The meal went on for hours, they would sit at the table and dip cling peaches in wine, allowing the thick golden fruit to soak there for a bit, and then bringing it dripping red to the mouth on a toothpick. His grandfather would say "Sonny, here, have some," and hold out the red-stained toothpick with the rich juicy slice of fruit on its end, tart, strong, sweet, everything. The kids would run through the length of the railroad flat, chasing each other, and his grandmother would yell for them to stop before the people downstairs banged on the ceiling with a broom handle, and they would stop for a little while, collapsing on the big bed in the front room, his head close to his sister's, all of them sweating, all the kids in the family, more kids all the time, all of them giggling and sweating on the bed with the picture of Jesus Christ over it holding his hand above his exposed heart and sunshine spikes radiating from his head. "That's God," his cousin Joey once said. "The Jews killed him," He asked his grandmother about it one time, and she said, "That's right, Sonny, the Jews killed him," and then she told a story about a Jew who went to church one day and received holy communion and then ran out of the church and took the wafer out of his mouth immediately and went home and nailed it to the wall. "And do you know what happened to that holy bread, Sonny? It began to bleed. And it never stopped bleeding. It just kept bleeding all over that Jew's floor."

"What did he do?" Arthur asked.

"What did who do?" his grandmother said.

"The Jew. What did he do about all that blood?"

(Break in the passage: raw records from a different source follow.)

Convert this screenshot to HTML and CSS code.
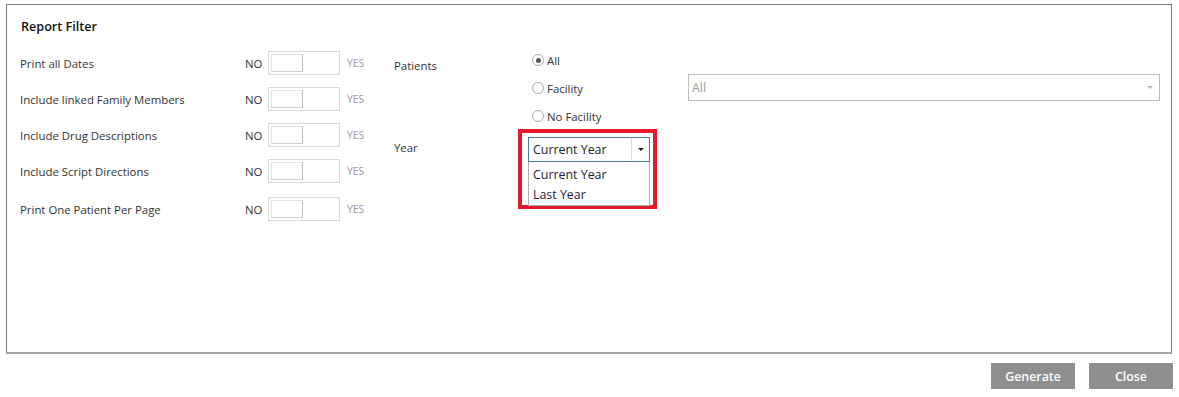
FILE: index.html
```html
<!DOCTYPE html>
<html lang="en">
<head>
    <meta charset="UTF-8">
    <title>Report Filter</title>
    <link rel="stylesheet" href="styles.css">
</head>
<body>
    <div id="report-panel">
        <div class="panel-title">Report Filter</div>

        <div class="panel-body">
            <!-- yes/no switches -->
            <div class="switch-list">
                <div class="switch-row">
                    <span class="switch-label">Print all Dates</span>
                    <span class="no">NO</span>
                    <span class="switch"><span class="knob"></span></span>
                    <span class="yes">YES</span>
                </div>
                <div class="switch-row">
                    <span class="switch-label">Include linked Family Members</span>
                    <span class="no">NO</span>
                    <span class="switch"><span class="knob"></span></span>
                    <span class="yes">YES</span>
                </div>
                <div class="switch-row">
                    <span class="switch-label">Include Drug Descriptions</span>
                    <span class="no">NO</span>
                    <span class="switch"><span class="knob"></span></span>
                    <span class="yes">YES</span>
                </div>
                <div class="switch-row">
                    <span class="switch-label">Include Script Directions</span>
                    <span class="no">NO</span>
                    <span class="switch"><span class="knob"></span></span>
                    <span class="yes">YES</span>
                </div>
                <div class="switch-row last">
                    <span class="switch-label">Print One Patient Per Page</span>
                    <span class="no">NO</span>
                    <span class="switch"><span class="knob"></span></span>
                    <span class="yes">YES</span>
                </div>
            </div>

            <!-- patients / year -->
            <div class="filter-grid">
                <div class="field-label patients-label">Patients</div>
                <div class="radio-list">
                    <label class="radio-row"><span class="radio checked"></span>All</label>
                    <label class="radio-row"><span class="radio"></span>Facility</label>
                    <label class="radio-row"><span class="radio"></span>No Facility</label>
                </div>
                <div class="facility-cell">
                    <div class="facility-select">
                        <span>All</span>
                        <span class="tiny-arrow"></span>
                    </div>
                </div>

                <div class="field-label year-label">Year</div>
                <div class="year-cell">
                    <div class="highlight">
                        <div class="year-select">
                            <span class="year-value">Current Year</span>
                            <span class="year-btn"><span class="arrow"></span></span>
                        </div>
                        <div class="year-options">
                            <div class="option">Current Year</div>
                            <div class="option">Last Year</div>
                        </div>
                    </div>
                </div>
            </div>
        </div>
    </div>

    <div class="actions">
        <button class="btn">Generate</button>
        <button class="btn">Close</button>
    </div>
</body>
</html>
```

FILE: styles.css
```css
body {
    margin: 0;
    font-family: "Open Sans", Lato, sans-serif;
    font-size: 11.4px;
    color: #333;
    background: #ffffff;
}
#report-panel {
    margin: 4px 7px 0 6px;
    height: 350px;
    border: 1px solid #7a7a7a;
    border-bottom: 2px solid #a8a8a8;
    box-sizing: border-box;
}
.panel-title {
    padding: 13px 0 0 14px;
    height: 27px;
    line-height: 18px;
    font-size: 12.6px;
    font-weight: 600;
    color: #111;
}
.panel-body {
    display: flex;
}
.switch-list {
    width: 387px;
    padding-left: 13px;
    box-sizing: border-box;
}
.switch-row {
    display: flex;
    align-items: center;
    height: 36px;
}
.switch-row.last {
    margin-top: 2px;
}
.switch-label {
    width: 225px;
}
.no {
    width: 23px;
    color: #333;
}
.switch {
    display: flex;
    width: 72px;
    height: 24px;
    padding: 2px;
    border: 1px solid #dadada;
    box-sizing: border-box;
}
.knob {
    width: 32px;
    height: 100%;
    border: 1px solid #e2e2e2;
    border-right-color: #bdbdbd;
    border-bottom-color: #cfcfcf;
    box-sizing: border-box;
}
.yes {
    margin-left: 7px;
    font-size: 10.4px;
    color: #9a9a9a;
}
.filter-grid {
    display: grid;
    grid-template-columns: 134px 160px 472px;
    grid-template-rows: 84px auto;
    padding-top: 1px;
}
.field-label {
    color: #333;
}
.patients-label {
    padding-top: 12px;
}
.radio-list {
    display: flex;
    flex-direction: column;
}
.radio-row {
    display: flex;
    align-items: center;
    height: 28px;
    padding-left: 4px;
    color: #333;
}
.radio {
    width: 12px;
    height: 12px;
    margin-right: 3px;
    border: 1px solid #a9a9a9;
    border-radius: 50%;
    box-sizing: border-box;
    display: flex;
    align-items: center;
    justify-content: center;
}
.radio.checked::after {
    content: "";
    width: 5px;
    height: 5px;
    border-radius: 50%;
    background: #555;
}
.facility-cell {
    padding-top: 28px;
}
.facility-select {
    display: flex;
    align-items: center;
    justify-content: space-between;
    height: 27px;
    padding: 0 6px 0 3px;
    border: 1px solid #bdbdbd;
    box-sizing: border-box;
    font-size: 12.4px;
    color: #9a9a9a;
}
.tiny-arrow {
    border-left: 3px solid transparent;
    border-right: 3px solid transparent;
    border-top: 3px solid #b5b5b5;
}
.year-label {
    padding-top: 10px;
}
.year-cell {
    grid-column: 2 / 4;
}
.highlight {
    width: 139px;
    height: 80px;
    margin: -1px 0 0 -10px;
    padding: 4px 3px 0 6px;
    border: 4px solid #e31b2c;
    box-sizing: border-box;
}
.year-select {
    display: flex;
    height: 25px;
    border: 1px solid #4a78ad;
    box-sizing: border-box;
    font-size: 12.4px;
    color: #1c1c2e;
}
.year-value {
    flex: 1;
    padding-left: 4px;
    line-height: 23px;
}
.year-btn {
    width: 17px;
    border-left: 1px solid #dcdcdc;
    display: flex;
    align-items: center;
    justify-content: center;
}
.arrow {
    border-left: 3px solid transparent;
    border-right: 3px solid transparent;
    border-top: 3px solid #222;
}
.year-options {
    height: 44px;
    padding-top: 3px;
    border: 1px solid #b0b0b0;
    border-top: none;
    box-sizing: border-box;
    font-size: 12.4px;
    color: #1c1c3a;
}
.option {
    height: 20px;
    line-height: 20px;
    padding-left: 4px;
}
.actions {
    display: flex;
    justify-content: flex-end;
    gap: 14px;
    margin: 9px 6px 0 0;
}
.btn {
    width: 84px;
    height: 26px;
    border: none;
    background: #8e8e8e;
    color: #ffffff;
    font-family: "Open Sans", Lato, sans-serif;
    font-size: 12.4px;
    font-weight: 600;
}
```
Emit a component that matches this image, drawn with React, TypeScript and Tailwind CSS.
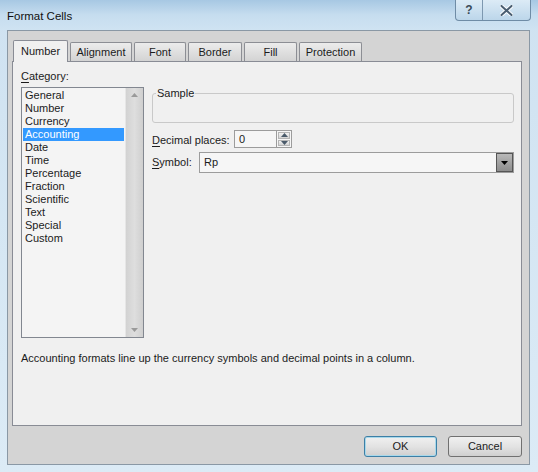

His grandmother had shrugged and gone back to cooking something on the big wood stove in the kitchen, black and monstrous, always pouring heat and steam. "Wiped it up, I guess," she said. "How do I know what he did?"

But every time he looked at that picture of Jesus with the heart stuck on his chest as if he had just had surgery and they were showing how easy it was to expose a human heart these days, the drops of blood dripping down from it, and Jesus' hand just a little above it, and his head tilted back with his eyes sort of rolled up in his head like a character in an Eisenstein movie, he always thought of the Jew who nailed the communion wafer to the wall, and he always wondered first why the Jew would want to nail the thing to the wall to begin with, and second what he had done about all the blood. In high school, after he had moved to the Bronx and met Rubin, he realized his grandmother was full of shit, and he never trusted her very much after that, her and her communion nailed to the wall.